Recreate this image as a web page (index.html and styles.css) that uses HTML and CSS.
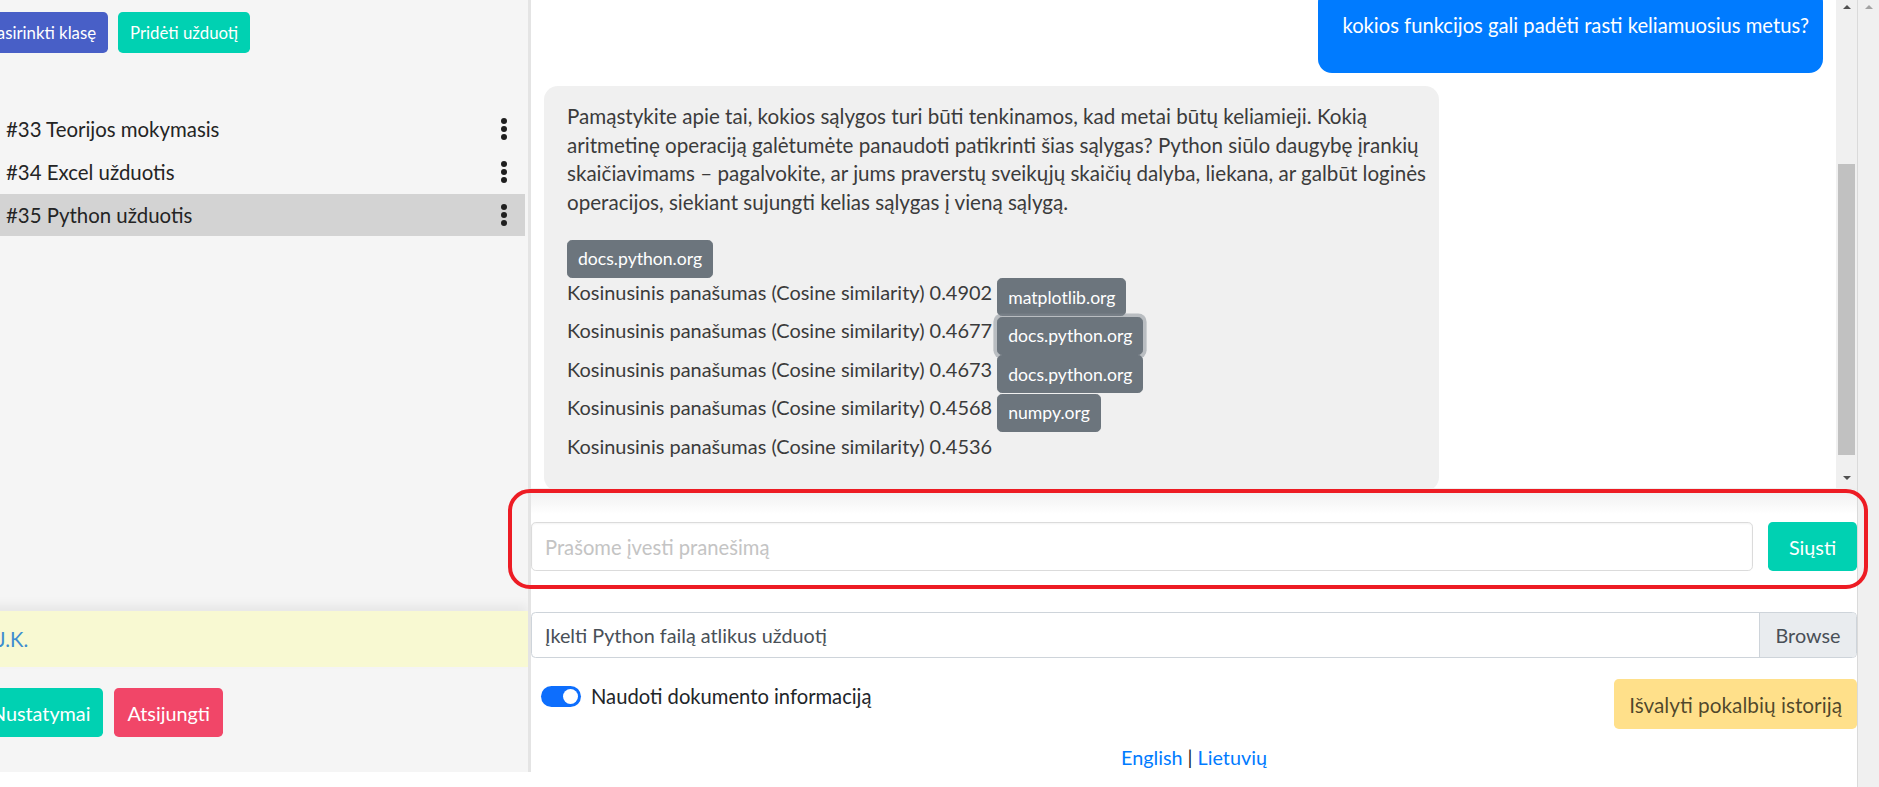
FILE: index.html
```html
<!DOCTYPE html>
<html lang="lt">
<head>
<meta charset="utf-8">
<title>Užduotys</title>
<link rel="stylesheet" href="styles.css">
</head>
<body>
<div class="app">
  <aside class="sidebar">
    <div class="sidebar-inner">
      <div class="top-actions">
        <button class="btn btn-small btn-blue">Pasirinkti klasę</button>
        <button class="btn btn-small btn-teal">Pridėti užduotį</button>
      </div>
      <ul class="tasks">
        <li class="task"><span>#33 Teorijos mokymasis</span><svg class="kebab" viewBox="0 0 6 22" width="6" height="22"><circle cx="3" cy="3" r="3"/><circle cx="3" cy="11" r="3"/><circle cx="3" cy="19" r="3"/></svg></li>
        <li class="task"><span>#34 Excel užduotis</span><svg class="kebab" viewBox="0 0 6 22" width="6" height="22"><circle cx="3" cy="3" r="3"/><circle cx="3" cy="11" r="3"/><circle cx="3" cy="19" r="3"/></svg></li>
        <li class="task active"><span>#35 Python užduotis</span><svg class="kebab" viewBox="0 0 6 22" width="6" height="22"><circle cx="3" cy="3" r="3"/><circle cx="3" cy="11" r="3"/><circle cx="3" cy="19" r="3"/></svg></li>
      </ul>
      <div class="side-footer">
        <div class="user-band"><a href="#">J.K.</a></div>
        <div class="bottom-actions">
          <button class="btn btn-normal btn-teal">Nustatymai</button>
          <button class="btn btn-normal btn-red">Atsijungti</button>
        </div>
      </div>
    </div>
  </aside>

  <main class="main">
    <div class="chat">
      <div class="chat-scroll">
        <div class="chat-content">
          <div class="msg-user">
            <p>kokios funkcijos gali padėti rasti keliamuosius metus?</p>
          </div>
          <div class="msg-bot">
            <p>Pamąstykite apie tai, kokios sąlygos turi būti tenkinamos, kad metai būtų keliamieji. Kokią<br>aritmetinę operaciją galėtumėte panaudoti patikrinti šias sąlygas? Python siūlo daugybę įrankių<br>skaičiavimams – pagalvokite, ar jums praverstų sveikųjų skaičių dalyba, liekana, ar galbūt loginės<br>operacijos, siekiant sujungti kelias sąlygas į vieną sąlygą.</p>
            <div class="src-row"><a class="badge" href="#">docs.python.org</a></div>
            <div class="src-row">Kosinusinis panašumas (Cosine similarity) 0.4902 <a class="badge" href="#">matplotlib.org</a></div>
            <div class="src-row">Kosinusinis panašumas (Cosine similarity) 0.4677 <a class="badge focus" href="#">docs.python.org</a></div>
            <div class="src-row">Kosinusinis panašumas (Cosine similarity) 0.4673 <a class="badge" href="#">docs.python.org</a></div>
            <div class="src-row">Kosinusinis panašumas (Cosine similarity) 0.4568 <a class="badge" href="#">numpy.org</a></div>
            <div class="src-row">Kosinusinis panašumas (Cosine similarity) 0.4536</div>
          </div>
        </div>
      </div>
      <div class="scrollbar">
        <span class="arrow-up"></span>
        <span class="thumb"></span>
        <span class="arrow-down"></span>
      </div>
    </div>

    <div class="composer">
      <input class="msg-input" type="text" placeholder="Prašome įvesti pranešimą">
      <button class="btn btn-normal btn-teal send">Siųsti</button>
    </div>

    <div class="file-row">
      <span class="file-label">Įkelti Python failą atlikus užduotį</span>
      <span class="file-browse">Browse</span>
    </div>

    <div class="options-row">
      <label class="switch-wrap">
        <span class="switch"><span class="knob"></span></span>
        <span>Naudoti dokumento informaciją</span>
      </label>
      <button class="btn btn-normal btn-yellow">Išvalyti pokalbių istoriją</button>
    </div>

    <div class="lang"><a href="#">English</a> | <a href="#">Lietuvių</a></div>
  </main>

  <div class="page-scroll"><span class="arrow-up light"></span></div>
</div>
<div class="annotation"></div>
</body>
</html>
```
FILE: styles.css
```css
html, body {
  margin: 0;
  padding: 0;
}
body {
  width: 1879px;
  height: 787px;
  overflow: hidden;
  background: #fff;
  font-family: "Segoe UI", Lato, "Liberation Sans", sans-serif;
  font-size: 20.2px;
  line-height: 28.8px;
  color: #212529;
}

.app {
  display: flex;
  align-items: flex-start;
  height: 787px;
}

/* Sidebar */
.sidebar {
  flex: none;
  width: 528px;
  height: 772px;
  background: #f5f5f5;
  border-right: 3px solid #e4e4e4;
  overflow: hidden;
}
.sidebar-inner {
  margin-left: -28px;
  height: 100%;
  display: flex;
  flex-direction: column;
}
.top-actions {
  display: flex;
  gap: 10px;
  padding: 12px 0 0 3px;
}
.btn {
  font-family: inherit;
  border: 0;
  border-radius: 4.8px;
  color: #fff;
  display: inline-flex;
  align-items: center;
  justify-content: center;
  white-space: nowrap;
  box-sizing: border-box;
}
.btn-small {
  font-size: 16.8px;
  height: 41px;
  padding: 0 12px;
}
.btn-normal {
  font-size: 19.8px;
  height: 49px;
  padding: 0 13px;
}
.btn-blue { background: #485fc7; }
.btn-teal { background: #00d1b2; }
.btn-red { background: #f14668; }
.btn-yellow {
  background: #ffe08a;
  color: rgba(0, 0, 0, 0.7);
  font-size: 20.8px;
  height: 50px;
  padding: 0 15px;
}

.tasks {
  list-style: none;
  margin: 55px 0 0;
  padding: 0;
}
.task {
  display: flex;
  align-items: center;
  justify-content: space-between;
  padding: 7px 18px 7px 34px;
  margin-right: 3px;
  font-size: 20.4px;
  color: #242424;
}
.task.active { background: #d3d3d3; }
.kebab { fill: #1f1f1f; flex: none; }

.side-footer {
  margin-top: auto;
  padding-bottom: 35px;
}
.user-band {
  height: 56px;
  display: flex;
  align-items: center;
  padding-left: 25px;
  background: #f8f9d2;
  box-shadow: 0 -6px 10px rgba(0, 0, 0, 0.06);
}
.user-band a { color: #3e8ed0; text-decoration: none; }
.bottom-actions {
  display: flex;
  gap: 11px;
  padding-left: 6px;
  margin-top: 21px;
}

/* Main */
.main {
  flex: none;
  width: 1326px;
  display: flex;
  flex-direction: column;
}
.chat {
  display: flex;
  height: 488px;
}
.chat-scroll {
  flex: 1;
  overflow: hidden;
}
.chat-content {
  display: flex;
  flex-direction: column;
  padding: 0 13px;
  margin-top: -12px;
}
.msg-user {
  align-self: flex-end;
  background: #007bff;
  color: #fff;
  border-radius: 14px;
  padding: 23px 14px 0 24px;
}
.msg-user p { margin: 0 0 33px; }
.msg-bot {
  align-self: flex-start;
  box-sizing: border-box;
  width: 895px;
  margin-top: 13px;
  background: #f0f0f0;
  border-radius: 14px;
  padding: 16px 23px 30px;
  color: #3b3b3b;
  font-size: 19.95px;
}
.msg-bot p {
  margin: 0 0 22px;
  font-size: 20.6px;
  white-space: nowrap;
}
.src-row { white-space: nowrap; }
.badge {
  display: inline-block;
  vertical-align: -4px;
  background: #6c757d;
  border: 1.2px solid #6c757d;
  color: #fff;
  font-size: 17.6px;
  line-height: 25.2px;
  padding: 5.4px 10px;
  border-radius: 4.8px;
  text-decoration: none;
}
.badge.focus { box-shadow: 0 0 0 3.6px rgba(130, 138, 145, 0.5); }

.scrollbar {
  flex: none;
  width: 21px;
  background: #f0f0f0;
  display: flex;
  flex-direction: column;
  align-items: center;
}
.arrow-up {
  width: 0;
  height: 0;
  border-left: 4px solid transparent;
  border-right: 4px solid transparent;
  border-bottom: 4px solid #505050;
  margin-top: 5px;
}
.arrow-up.light { border-bottom-color: #a3a3a3; }
.arrow-down {
  width: 0;
  height: 0;
  border-left: 4px solid transparent;
  border-right: 4px solid transparent;
  border-top: 4px solid #505050;
  margin-top: auto;
  margin-bottom: 8px;
}
.thumb {
  width: 17px;
  height: 291px;
  margin-top: 155px;
  background: #c1c1c1;
}

.composer {
  display: flex;
  gap: 15px;
  padding-top: 34px;
  background: linear-gradient(#eeeeee, #ffffff 26px);
}
.msg-input {
  flex: 1;
  height: 49px;
  box-sizing: border-box;
  border: 1px solid #dbdbdb;
  border-radius: 4.8px;
  padding: 0 13px;
  font-family: inherit;
  font-size: 20.2px;
  color: #363636;
  background: #fff;
  box-shadow: inset 0 1px 2px rgba(10, 10, 10, 0.05);
}
.msg-input::placeholder { color: #c4c4c4; }
.send { width: 89px; }

.file-row {
  margin-top: 41px;
  height: 46px;
  box-sizing: border-box;
  display: flex;
  border: 1px solid #ced4da;
  border-radius: 4.5px;
  overflow: hidden;
  font-size: 19.8px;
}
.file-label {
  flex: 1;
  display: flex;
  align-items: center;
  padding: 0 13px;
  color: #495057;
}
.file-browse {
  width: 96px;
  display: flex;
  align-items: center;
  justify-content: center;
  background: #e9ecef;
  border-left: 1px solid #ced4da;
  color: #495057;
}

.options-row {
  margin-top: 21px;
  display: flex;
  justify-content: space-between;
  align-items: flex-start;
}
.switch-wrap {
  display: flex;
  align-items: center;
  gap: 10px;
  margin: 3px 0 0 10px;
}
.switch {
  width: 40px;
  height: 21px;
  box-sizing: border-box;
  border-radius: 11px;
  background: #0d6efd;
  display: flex;
  align-items: center;
  justify-content: flex-end;
  padding: 0 3px;
}
.knob {
  width: 15px;
  height: 15px;
  border-radius: 50%;
  background: #fff;
}
.lang {
  margin-top: 14px;
  text-align: center;
  font-size: 19.8px;
}
.lang a { color: #007bff; text-decoration: none; }

.page-scroll {
  flex: none;
  width: 21px;
  height: 787px;
  background: #f0f0f0;
  border-left: 1px solid #dadada;
  display: flex;
  justify-content: center;
  align-items: flex-start;
}

/* red highlight drawn over the composer */
.annotation {
  position: absolute;
  left: 508px;
  top: 489px;
  width: 1360px;
  height: 100px;
  box-sizing: border-box;
  border: 4px solid #ed1c24;
  border-radius: 22px;
  pointer-events: none;
}
```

○ ○ ○

Write down every line of the data above that includes the string "page".

Recreate this image as a web page (index.html and styles.css) that uses HTML and CSS.
  <div class="page-scroll"><span class="arrow-up light"></span></div>
.page-scroll {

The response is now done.